Our approach to mitigation is the one set out in section 3: to work remotely, to avoid unnecessary travel and to take the train when travel is needed, and to extend the working life of the hardware we own.
We have not set a quantified carbon reduction target and we do not calculate a carbon footprint. At our size, such a figure would be dominated by rounding and by the incidence of a single customer engagement. We would rather publish no number than publish one we cannot stand behind.
We keep this position under review. If Osprey grows, or if our circumstances change, we will reconsider whether formal measurement becomes proportionate.
6. Targets and review
We express our commitments qualitatively rather than numerically, for the reasons given in section 5. Our current commitments are those set out in sections 3 and 4: remote-first delivery; rail in preference to air or car; equipment retained to the end of its useful life and disposed of responsibly; a preference for products with a high recycled content and for refurbished peripherals; renewable energy tariffs where the choice is ours; and environmental credentials considered in the selection of significant suppliers.
This policy is reviewed by the directors at least annually, and following any material change to how Osprey operates. Each review considers whether our commitments remain accurate, whether they remain proportionate, and whether anything has changed that would make formal measurement worthwhile. The outcome of each review is recorded and dated.
7. Responsibility and raising concerns
Both directors are jointly accountable for environmental matters at Osprey. Day-to-day ownership of this policy sits with Mark Hart.

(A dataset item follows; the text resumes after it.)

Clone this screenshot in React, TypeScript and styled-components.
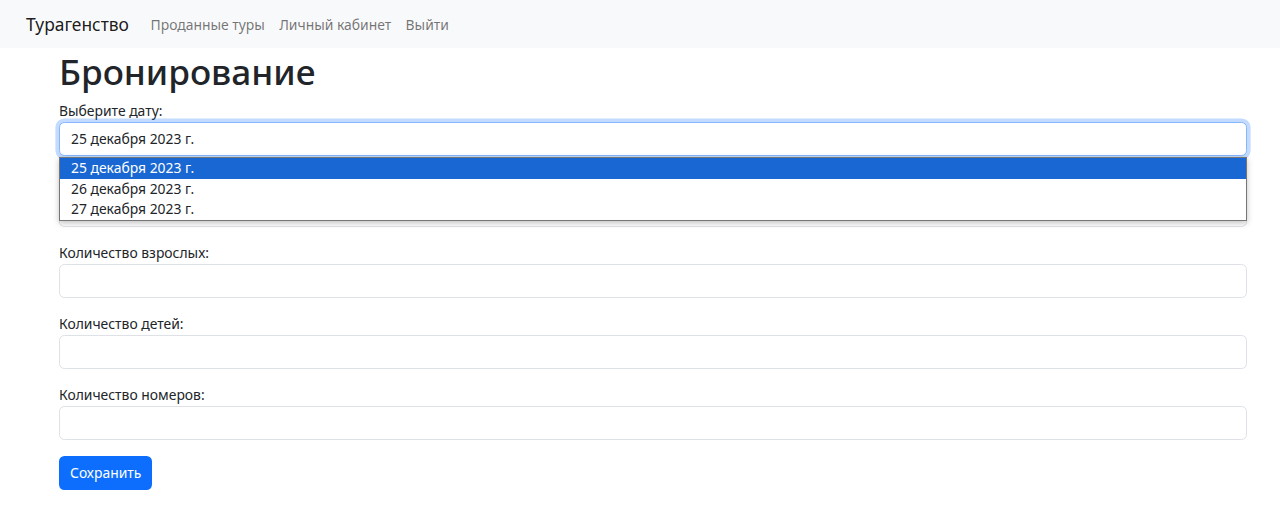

Any person, whether part of Osprey, a supplier, a customer or a member of the public, who has a concern about our environmental conduct may raise it with either director at contact@ospreyconsulting.co.uk.
8. Approval and review
This policy has been approved by the directors of Osprey Consulting Limited (Mark Hart and Charlotte Hart). It is published on our website at www.ospreyconsulting.co.uk and will next be reviewed by 8 July 2027.